▶ [Entries with page source code]
—————

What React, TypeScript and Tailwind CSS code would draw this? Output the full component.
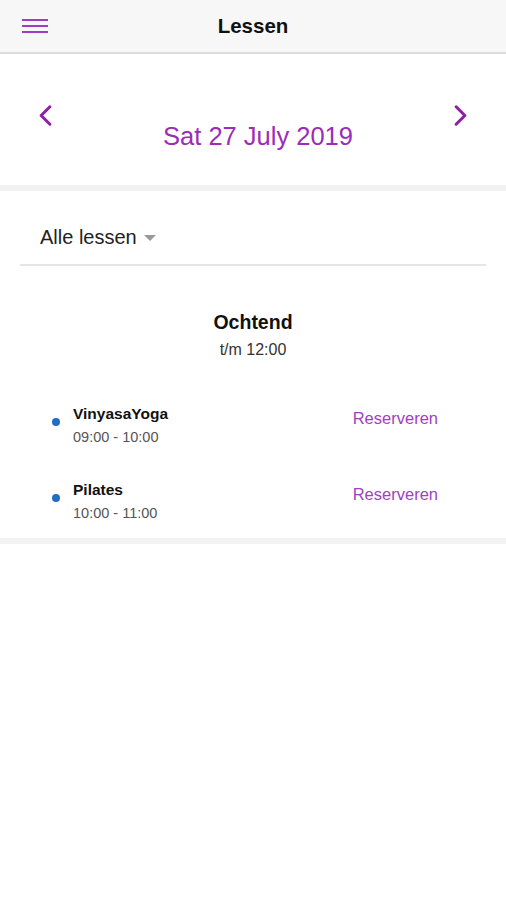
import { ChevronLeft, ChevronRight } from 'lucide-react';

const lessons = [
  { name: 'VinyasaYoga', time: '09:00 - 10:00' },
  { name: 'Pilates', time: '10:00 - 11:00' },
];

export default function App() {
  return (
    <div className="min-h-[900px] bg-white font-['Liberation_Sans',Arial,sans-serif]">
      {/* Header */}
      <div className="relative flex h-[54px] items-center justify-center border-b-2 border-[#dcdcdc] bg-[#f7f7f7]">
        <div className="absolute left-[22px] top-[19px] flex w-[26px] flex-col gap-[4px]">
          <span className="h-[2px] bg-[#a23bc2]" />
          <span className="h-[2px] bg-[#a23bc2]" />
          <span className="h-[2px] bg-[#a23bc2]" />
        </div>
        <h1 className="text-[20.5px] font-bold text-[#111]">Lessen</h1>
      </div>

      {/* Date navigation */}
      <div className="relative h-[131px]">
        <ChevronLeft
          className="absolute left-[28px] top-[44px] h-[35px] w-[35px] text-[#8e1fa8]"
          strokeWidth={2.1}
        />
        <ChevronRight
          className="absolute right-[28px] top-[44px] h-[35px] w-[35px] text-[#8e1fa8]"
          strokeWidth={2.1}
        />
        <p className="pl-[10px] pt-[66px] text-center text-[25.5px] leading-[32px] text-[#9b2cb8]">
          Sat 27 July 2019
        </p>
      </div>
      <div className="h-[6px] bg-[#f2f2f4]" />

      {/* Filter */}
      <div className="px-[20px] pt-[31px]">
        <div className="flex items-center gap-[7px] border-b-2 border-[#e6e6e6] pb-[12px] pl-[20px]">
          <span className="text-[20px] text-[#222]">Alle lessen</span>
          <span className="mt-[2px] h-0 w-0 border-x-[6px] border-t-[6px] border-x-transparent border-t-[#999]" />
        </div>
      </div>

      {/* Morning */}
      <div className="pt-[44px] text-center">
        <p className="text-[19.5px] font-bold leading-[24px] text-[#111]">Ochtend</p>
        <p className="mt-[6px] text-[16px] leading-[20px] text-[#333]">t/m 12:00</p>
      </div>

      <div className="flex flex-col gap-[34px] pt-[44px] pb-[16px]">
        {lessons.map((l) => (
          <div key={l.name} className="flex items-start pl-[52px] pr-[68px]">
            <span className="mt-[14px] h-[8px] w-[8px] rounded-full bg-[#1f6dc4]" />
            <div className="ml-[13px] flex-1">
              <p className="text-[15.5px] font-bold leading-[20px] text-[#111]">{l.name}</p>
              <p className="mt-[4px] text-[14.5px] leading-[18px] text-[#555]">{l.time}</p>
            </div>
            <span className="mt-[4px] text-[16.5px] leading-[20px] text-[#a040c0]">Reserveren</span>
          </div>
        ))}
      </div>
      <div className="h-[6px] bg-[#f2f2f4]" />
    </div>
  );
}
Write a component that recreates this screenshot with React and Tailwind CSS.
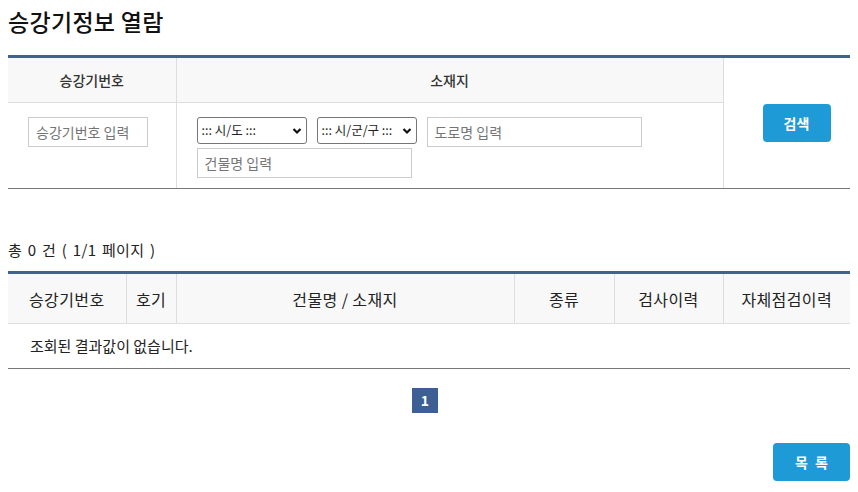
import React from "react";

const font = { fontFamily: '"Malgun Gothic", "Noto Sans CJK KR", "Noto Sans", sans-serif' };

function Chevron() {
  return (
    <svg width="10" height="8" viewBox="0 0 10 8" className="shrink-0">
      <path d="M1.5 2 L5 5.5 L8.5 2" fill="none" stroke="#111" strokeWidth="2.2" />
    </svg>
  );
}

function Select({ label, w }) {
  return (
    <div className={`flex h-[27px] shrink-0 items-center justify-between gap-[1px] overflow-hidden rounded-[3px] border border-[#767676] bg-white pl-[4px] pr-[4px] text-[12.5px] text-[#222] ${w}`}>
      <span className="overflow-hidden whitespace-nowrap">{label}</span>
      <Chevron />
    </div>
  );
}

function Input({ ph, w }) {
  return (
    <div className={`flex h-[30px] shrink-0 items-center border border-[#cccccc] bg-white px-[7px] text-[14px] text-[#757575] ${w}`}>
      {ph}
    </div>
  );
}

export default function App() {
  return (
    <div className="w-[858px] bg-white px-2 text-[#222]" style={font}>
      <h1 className="pt-[5px] text-[23px] font-medium leading-[32px] tracking-[0.3px] text-[#111]">승강기정보 열람</h1>

      <table className="mt-[18px] w-[842px] table-fixed border-collapse border-t-[3px] border-t-[#41628f]">
        <colgroup>
          <col className="w-[168px]" />
          <col className="w-[547px]" />
          <col className="w-[127px]" />
        </colgroup>
        <tbody>
          <tr className="h-[46px]">
            <th className="border-b border-r border-[#dddddd] bg-[#f8f8f8] text-[14px] font-medium text-[#333]">승강기번호</th>
            <th className="border-b border-r border-[#dddddd] bg-[#f8f8f8] text-[14px] font-medium text-[#333]">소재지</th>
            <td rowSpan={2} className="border-b border-b-[#777777] bg-white pl-[39px] align-middle">
              <button className="h-[38px] w-[68px] rounded-[4px] bg-[#1e9ad6] text-[14px] font-bold text-white">검색</button>
            </td>
          </tr>
          <tr className="h-[86px]">
            <td className="border-b border-r border-r-[#dddddd] border-b-[#777777] pl-[20px] align-top pt-[14px]">
              <Input ph="승강기번호 입력" w="w-[120px]" />
            </td>
            <td className="border-b border-r border-r-[#dddddd] border-b-[#777777] pl-[20px] align-top pt-[14px]">
              <div className="flex flex-col gap-[1px]">
                <div className="flex items-start gap-[10px]">
                  <Select label="::: 시/도 :::" w="w-[110px]" />
                  <Select label="::: 시/군/구 :::" w="w-[100px]" />
                  <Input ph="도로명 입력" w="w-[215px]" />
                </div>
                <Input ph="건물명 입력" w="w-[215px]" />
              </div>
            </td>
          </tr>
        </tbody>
      </table>

      <p className="mt-[51px] text-[15px] leading-[20px] tracking-[0.3px] text-[#222] [word-spacing:2px]">총 0 건 ( 1/1 페이지 )</p>

      <table className="mt-[11px] w-[842px] table-fixed border-collapse border-t-[3px] border-t-[#41628f]">
        <colgroup>
          <col className="w-[118px]" />
          <col className="w-[50px]" />
          <col className="w-[338px]" />
          <col className="w-[100px]" />
          <col className="w-[109px]" />
          <col className="w-[127px]" />
        </colgroup>
        <thead>
          <tr className="h-[51px] bg-[#f8f8f8] text-[16px] tracking-[0.4px] text-[#222]">
            <th className="border-b border-r border-[#dddddd] font-normal">승강기번호</th>
            <th className="border-b border-r border-[#dddddd] font-normal">호기</th>
            <th className="border-b border-r border-[#dddddd] font-normal">건물명 / 소재지</th>
            <th className="border-b border-r border-[#dddddd] font-normal">종류</th>
            <th className="border-b border-r border-[#dddddd] font-normal">검사이력</th>
            <th className="border-b border-[#dddddd] font-normal">자체점검이력</th>
          </tr>
        </thead>
        <tbody>
          <tr className="h-[45px]">
            <td colSpan={6} className="border-b border-b-[#777777] pl-[22px] text-[15px] text-[#222]">조회된 결과값이 없습니다.</td>
          </tr>
        </tbody>
      </table>

      <div className="mt-[19px] flex justify-center pr-[8px]">
        <span className="flex h-[25px] w-[26px] items-center justify-center bg-[#3d5f93] text-[14px] font-bold text-white">1</span>
      </div>

      <div className="mt-[30px] flex justify-end pb-[11px]">
        <button className="h-[38px] w-[77px] rounded-[4px] bg-[#1e9ad6] text-[14px] font-bold text-white [word-spacing:4px]">목 록</button>
      </div>
    </div>
  );
}
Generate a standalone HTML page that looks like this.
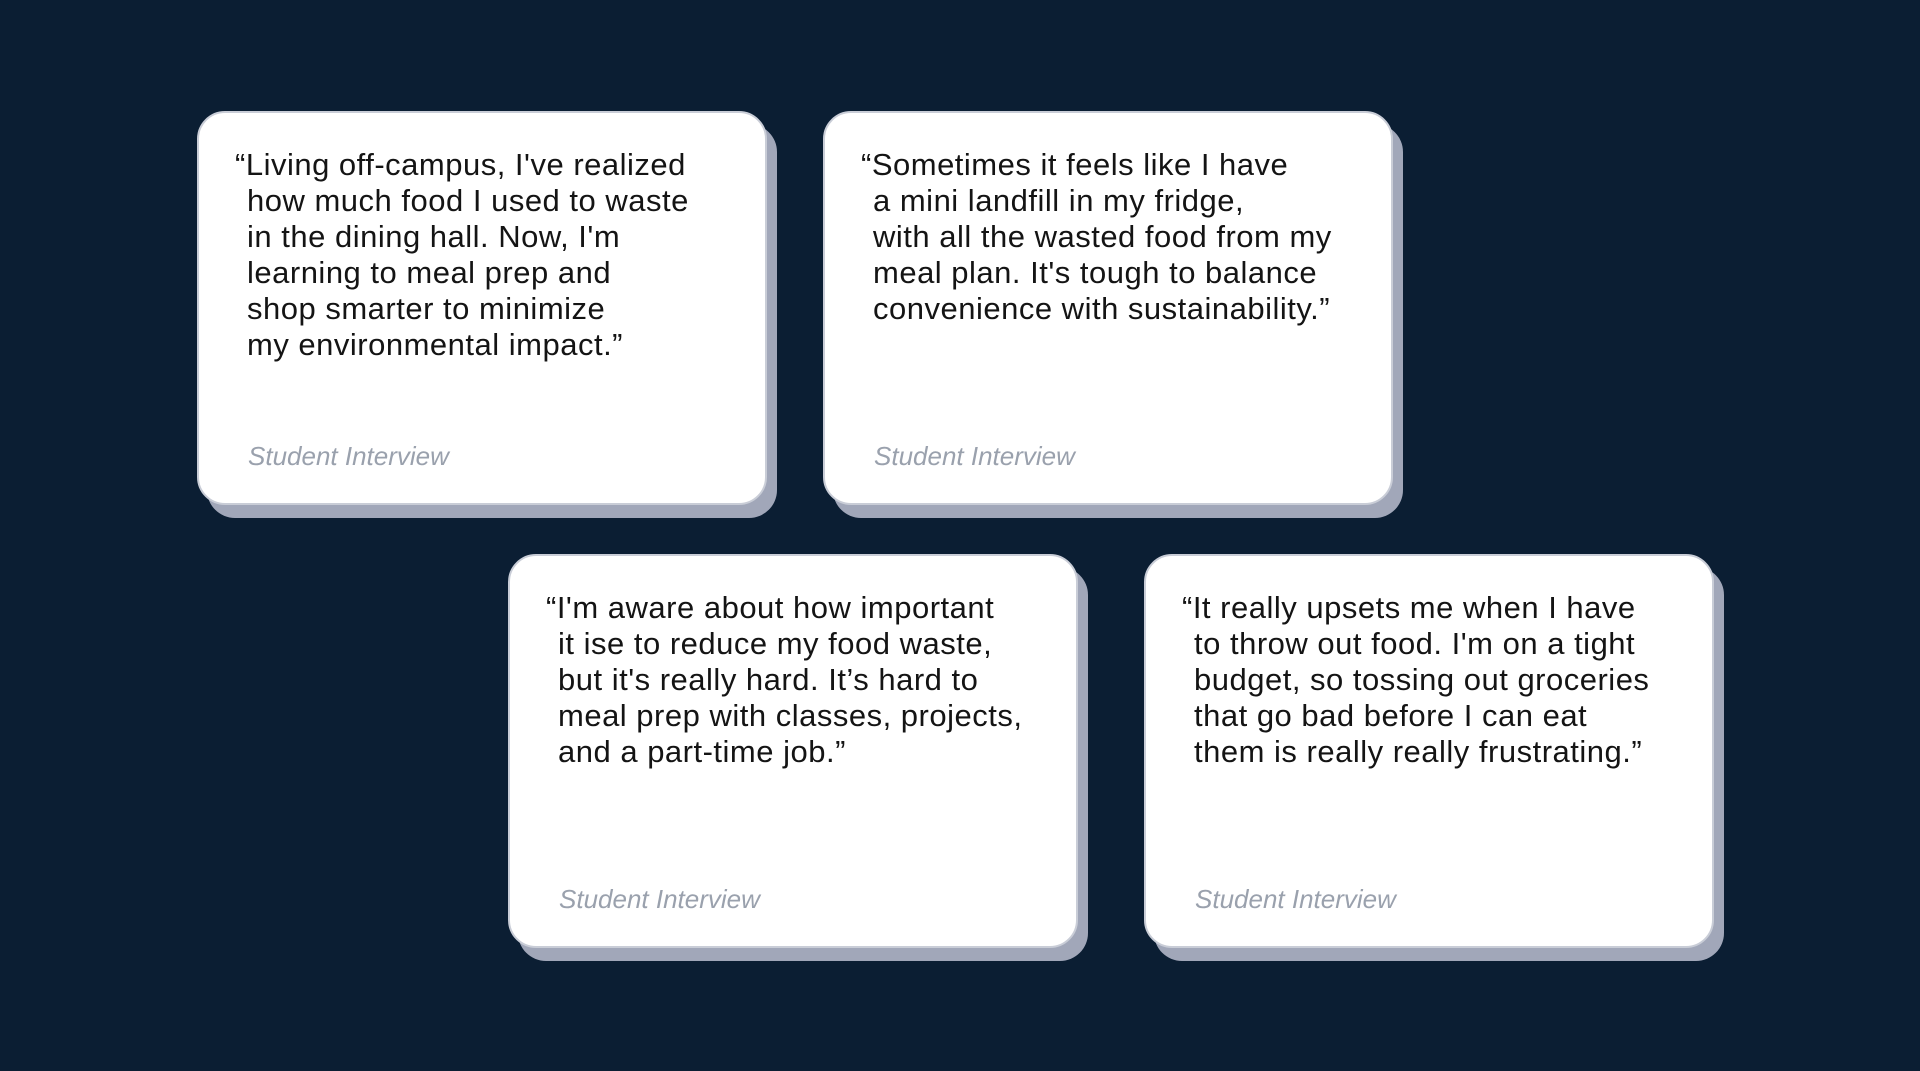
<!DOCTYPE html>
<html><head><meta charset="utf-8"><style>
html,body{margin:0;padding:0}
body{width:1920px;height:1071px;background:#0b1e33;position:relative;overflow:hidden;font-family:"Liberation Sans",sans-serif}
.card{position:absolute;width:570px;height:394px;background:#fff;border-radius:28px;box-sizing:border-box;border:2px solid #c9cdd7;box-shadow:10px 13px 0 #a1a7b9}
.q{position:absolute;left:36px;top:34px;font-size:31px;letter-spacing:0.5px;line-height:36px;color:#141414;white-space:nowrap}
.q div{padding-left:12px}
.q div:first-child{padding-left:0}
.l{position:absolute;left:49px;top:328px;font-size:26px;font-style:italic;color:#9aa1ad;line-height:30px}
</style></head><body>
<div class="card" style="left:197px;top:111px">
<div class="q"><div>“Living off-campus, I've realized</div><div>how much food I used to waste</div><div>in the dining hall. Now, I'm</div><div>learning to meal prep and</div><div>shop smarter to minimize</div><div>my environmental impact.”</div></div>
<div class="l">Student Interview</div></div>
<div class="card" style="left:823px;top:111px">
<div class="q"><div>“Sometimes it feels like I have</div><div>a mini landfill in my fridge,</div><div>with all the wasted food from my</div><div>meal plan. It's tough to balance</div><div>convenience with sustainability.”</div></div>
<div class="l">Student Interview</div></div>
<div class="card" style="left:508px;top:554px">
<div class="q"><div>“I'm aware about how important</div><div>it ise to reduce my food waste,</div><div>but it's really hard. It’s hard to</div><div>meal prep with classes, projects,</div><div>and a part-time job.”</div></div>
<div class="l">Student Interview</div></div>
<div class="card" style="left:1144px;top:554px">
<div class="q"><div>“It really upsets me when I have</div><div>to throw out food. I'm on a tight</div><div>budget, so tossing out groceries</div><div>that go bad before I can eat</div><div>them is really really frustrating.”</div></div>
<div class="l">Student Interview</div></div>
</body></html>
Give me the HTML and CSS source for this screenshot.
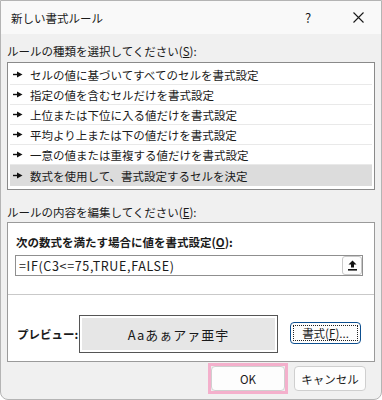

—————

▶ [WHAT THE EXERCISE ASKS] Check each line above for "component" and return the ones that have it.

▶ [RESULT OF THE TASK]
What React, TypeScript and Tailwind CSS code would draw this? Output the full component.
Write a component that recreates this screenshot with React and Tailwind CSS.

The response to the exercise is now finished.